MINNEAPOLIS, MN — Whether they call it “disbanding” or “dismantling” or “overhaul,” multiple members of the Minneapolis City Council are openly discussing making dramatic changes to the city’s police department.

Minneapolis is no stranger to discussions over whether resources poured into the police could be better used elsewhere. But the ongoing protests and international outrage triggered by the scene of brutality and indifference in the killing of George Floyd, has, for at least six of the council’s thirteen members, pushed the issue past its breaking point.

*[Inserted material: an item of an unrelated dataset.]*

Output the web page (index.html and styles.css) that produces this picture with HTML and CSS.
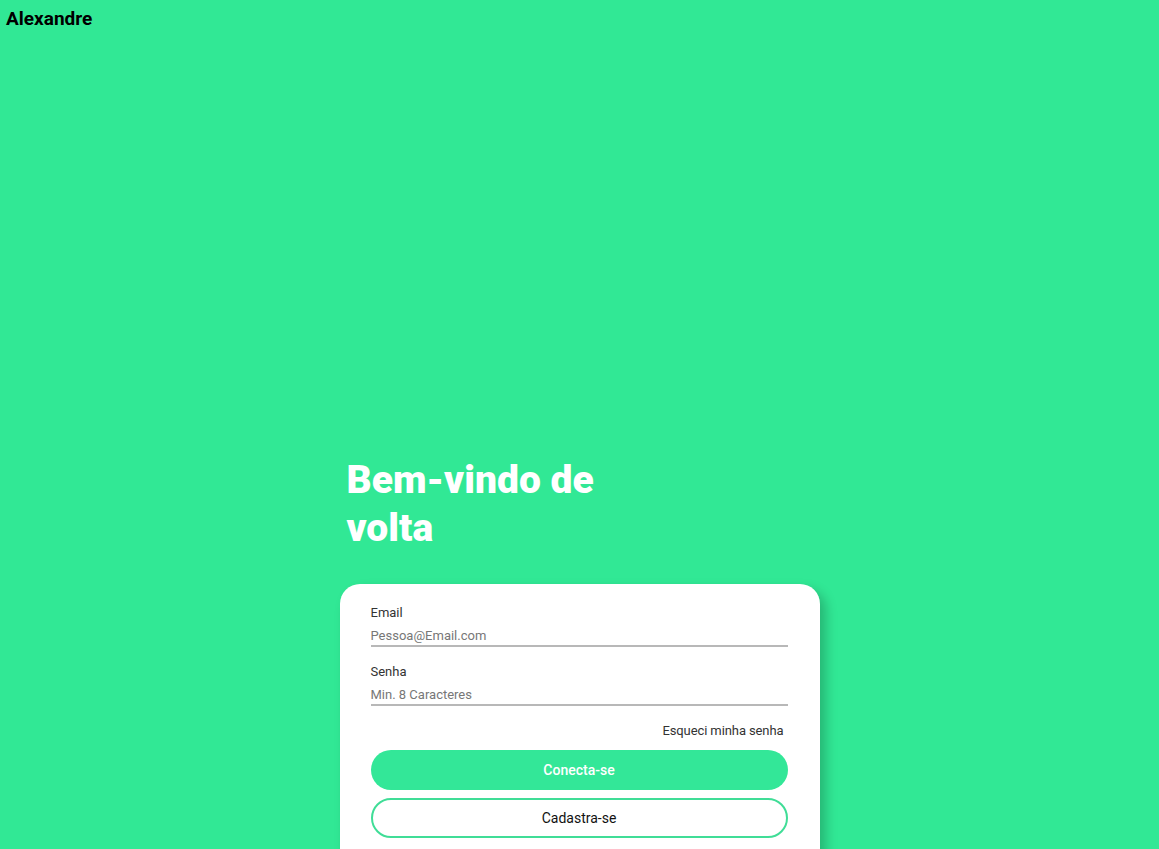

“We are going to dismantle the Minneapolis Police Department,” tweeted Ward 5 City Council member Jeremiah Ellison on Thursday. (Ellison’s father, Minnesota Attorney General Keith Ellison, is prosecuting ex-officers Derek Chauvin, Alexander Kueng, Thomas Lane and Tou Thao.)

Ellison’s tweet continued: “And when we’re done, we’re not simply gonna glue it back together. We are going to dramatically rethink how we approach public safety and emergency response. It’s really past due.”

Ward 9 council member Alondra Cano summed up her position in ten words and a hashtag: “The Mpls Police Department is not reformable. Change is coming. #Justice4George.”

Other councilmembers, while not explicitly calling for a dismantling of the city’s police department, proposed policies that would still fundamentally change the department’s mandate and funding.

“It is time to completely overhaul how we don’t do police oversight in Minneapolis,” tweeted Ward 2 Counselor Camera Gorden, sharing a tweet from from a KARE 11 investigation published Tuesday that found, among other things, Minneapolis officers with more than a dozen complaints who had never faced discipline.

In Ward 11, council member Jeremy Schroeder voiced support for shifting funding away from the department. In a Tuesday tweet, he wrote, “Adjusting our public safety funding to prioritize investment in violence prevention and community-based programs will be a major part of the City Council’s budget work going forward.”

It’s not just the circumstances of Floyd’s killing or the horrific video — which preserved the moments that he fought for air beneath the knee of now-fired Minneapolis officer Derek Chauvin — that’s moved the issue to a turning point. It’s the history of a department that Ward 3 Counselor Steve Fletcher described as “a protection racket.”

Fletcher, in a wide ranging Twitter thread posted Tuesday, argued that the department’s past and present revealed an institution beyond repair. The police department, he wrote,”is irredeemably beyond reform.”

“That is what the people in the streets in Minneapolis have now changed,” Fletcher observed later in the thread. “People got four officers immediately fired. People in the streets got Derek Chauvin charged, and his prosecution transferred to the AG.”

Fletcher’s thread continued: “I don’t know yet, though several of us on the council are working on finding out, what it would take to disband the MPD and start fresh with a community-oriented, non-violent public safety and outreach capacity.”

What would a fresh start of the Minneapolis police look like? Lisa Bender, the council’s president and representative of Ward 10, suggested that a new system would be just as susceptible to abuse by white people reporting minor law-breaking as the current one is.

“If you are a comfortable white person asking to dismantle the police, I invite you to reflect,” Bender wrote in a Tuesday tweet. “Are you willing to stick with it? Will you be calling in three months to ask about garage break-ins? Are you willing to dismantle white supremacy in all systems, including a new system?”